**Goal**
Retype word for word the first line of the listing and each line after it up to the line with "import React from", with the pictures taken out.

**Stored data**

※

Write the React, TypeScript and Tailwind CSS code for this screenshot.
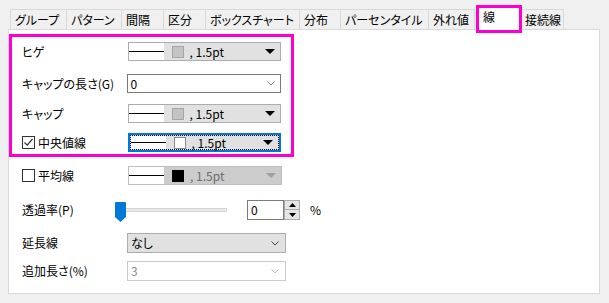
import React from "react";

const TABS = [
  { label: "グループ", w: "w-[56px]" },
  { label: "パターン", w: "w-[55px]" },
  { label: "間隔", w: "w-[42px]" },
  { label: "区分", w: "w-[42px]" },
  { label: "ボックスチャート", w: "w-[94px]" },
  { label: "分布", w: "w-[41px]" },
  { label: "パーセンタイル", w: "w-[88px]" },
];

function Arrow({ color = "#000" }: { color?: string }) {
  return (
    <svg width="10" height="5" viewBox="0 0 10 5" className="shrink-0">
      <path d="M0 0 H10 L5 5 Z" fill={color} />
    </svg>
  );
}

function Chevron({ color = "#808080" }: { color?: string }) {
  return (
    <svg width="8" height="5" viewBox="0 0 8 5" className="shrink-0">
      <path d="M0.5 0.5 L4 4 L7.5 0.5" fill="none" stroke={color} strokeWidth="1" />
    </svg>
  );
}

type Variant = "normal" | "focused" | "disabled";

function LineCombo({ variant = "normal" }: { variant?: Variant }) {
  const outer =
    variant === "focused"
      ? "border-2 border-[#0078d7] bg-[#e1e1e1]"
      : variant === "disabled"
        ? "border border-[#bfbfbf] bg-[#cccccc]"
        : "border border-[#adadad] bg-[#e1e1e1]";
  const square =
    variant === "focused"
      ? "bg-white border-[#8c8c8c]"
      : variant === "disabled"
        ? "bg-black border-black"
        : "bg-[#c3c3c3] border-[#a6a6a6]";
  const text = variant === "disabled" ? "text-[#6d6d6d]" : "text-black";
  const inner = (
    <>
      <div className="flex h-full w-[35px] shrink-0 items-center bg-white">
        <div className="h-px w-full bg-black" />
      </div>
      <div className={`ml-[8px] h-[12px] w-[12px] shrink-0 border ${square}`} />
      <span className={`ml-[6px] flex-1 text-[12px] leading-none ${text}`}>,&nbsp;1.5pt</span>
      <div className="mr-[5px]">
        <Arrow color={variant === "disabled" ? "#a0a0a0" : "#000"} />
      </div>
    </>
  );
  return (
    <div className={`flex h-[19px] w-[154px] items-center ${outer}`}>
      {variant === "focused" ? (
        <div className="flex h-full w-full items-center border border-dotted border-black">{inner}</div>
      ) : (
        inner
      )}
    </div>
  );
}

function Checkbox({ checked }: { checked?: boolean }) {
  return (
    <div className="mr-[3px] flex h-[13px] w-[13px] shrink-0 items-center justify-center border border-[#333] bg-white">
      {checked && (
        <svg width="11" height="11" viewBox="0 0 11 11">
          <path d="M1.5 5.5 L4.2 8.2 L9.5 2" fill="none" stroke="#333" strokeWidth="1.2" />
        </svg>
      )}
    </div>
  );
}

export default function App() {
  return (
    <div
      className="h-[303px] w-[609px] overflow-hidden bg-[#f0f0f0] pt-[9px] text-black [font-feature-settings:'palt']"
      style={{ fontFamily: '"Noto Sans CJK JP", "Noto Sans", sans-serif' }}
    >
      {/* Tabs */}
      <div className="flex h-[20px] items-start whitespace-nowrap pl-[10px] text-[12px] leading-none">
        {TABS.map((t) => (
          <div
            key={t.label}
            className={`${t.w} flex h-[20px] items-center border-l border-t border-[#d9d9d9] pl-[4px]`}
          >
            {t.label}
          </div>
        ))}
        <div className="flex h-[20px] w-[47px] items-center border-x border-t border-[#d9d9d9] pl-[4px]">
          外れ値
        </div>
        <div className="relative z-10 ml-px -mt-[4px] flex h-[28px] w-[46px] items-start border-[3px] border-[#ff00cc] bg-white pl-[4px] pt-[3px]">
          線
        </div>
        <div className="flex h-[20px] w-[42px] items-center border-r border-t border-[#d9d9d9] pl-[3px]">
          接続線
        </div>
      </div>

      {/* Panel */}
      <div className="ml-[8px] h-[265px] w-[592px] whitespace-nowrap border border-[#d9d9d9] bg-white text-[12px] leading-none">
        <div className="mt-[4px] h-[123px] w-[285px] border-[3px] border-[#ff00cc] px-[10px]">
          <div className="mt-[5px] flex h-[19px] items-center">
            <div className="w-[106px]">ヒゲ</div>
            <LineCombo />
          </div>
          <div className="mt-[13px] flex h-[19px] items-center">
            <div className="w-[105px]">キャップの長さ(G)</div>
            <div className="flex h-[19px] w-[155px] items-center border border-[#7a7a7a] bg-white pl-[3px] pr-[5px]">
              <span className="flex-1">0</span>
              <Chevron />
            </div>
          </div>
          <div className="mt-[11px] flex h-[19px] items-center">
            <div className="w-[106px]">キャップ</div>
            <LineCombo />
          </div>
          <div className="mt-[10px] flex h-[19px] items-center">
            <div className="flex w-[106px] items-center">
              <Checkbox checked />
              中央値線
            </div>
            <LineCombo variant="focused" />
          </div>
        </div>

        <div className="pl-[13px]">
          <div className="mt-[9px] flex h-[19px] items-center">
            <div className="flex w-[106px] items-center">
              <Checkbox />
              平均線
            </div>
            <LineCombo variant="disabled" />
          </div>

          <div className="mt-[15px] flex h-[21px] items-start">
            <div className="flex h-[20px] w-[93px] items-center">透過率(P)</div>
            <div className="relative mt-[2px] h-[19px] w-[112px]">
              <div className="absolute left-0 top-[6px] h-[4px] w-[112px] border border-[#d6d6d6] bg-[#e7eaea]" />
              <svg width="11" height="20" viewBox="0 0 11 20" className="absolute left-0 top-0">
                <path d="M1 0 H10 Q11 0 11 1 V15 L5.5 20 L0 15 V1 Q0 0 1 0 Z" fill="#0078d7" />
              </svg>
            </div>
            <div className="ml-[20px] flex h-[20px] w-[37px] items-center border border-[#7a7a7a] bg-white pl-[3px]">
              0
            </div>
            <div className="flex h-[20px] w-[16px] flex-col">
              <div className="flex h-[10px] items-center justify-center border border-[#adadad] bg-[#e5e5e5]">
                <svg width="7" height="4" viewBox="0 0 7 4">
                  <path d="M0 4 L3.5 0 L7 4 Z" fill="#000" />
                </svg>
              </div>
              <div className="flex h-[10px] items-center justify-center border border-t-0 border-[#adadad] bg-[#e5e5e5]">
                <svg width="7" height="4" viewBox="0 0 7 4">
                  <path d="M0 0 L7 0 L3.5 4 Z" fill="#000" />
                </svg>
              </div>
            </div>
            <div className="ml-[10px] flex h-[20px] items-center">%</div>
          </div>

          <div className="mt-[12px] flex h-[20px] items-center">
            <div className="w-[105px]">延長線</div>
            <div className="flex h-[20px] w-[159px] items-center border border-[#adadad] bg-[#e1e1e1] pl-[3px] pr-[6px]">
              <span className="flex-1">なし</span>
              <Chevron color="#444" />
            </div>
          </div>

          <div className="mt-[8px] flex h-[20px] items-center">
            <div className="w-[105px]">追加長さ(%)</div>
            <div className="flex h-[20px] w-[159px] items-center border border-[#cccccc] bg-white pl-[3px] pr-[6px]">
              <span className="flex-1 text-[#8a8a8a]">3</span>
              <Chevron color="#c4c4c4" />
            </div>
          </div>
        </div>
      </div>
    </div>
  );
}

※

**Solution**
Write the React, TypeScript and Tailwind CSS code for this screenshot.
import React from "react";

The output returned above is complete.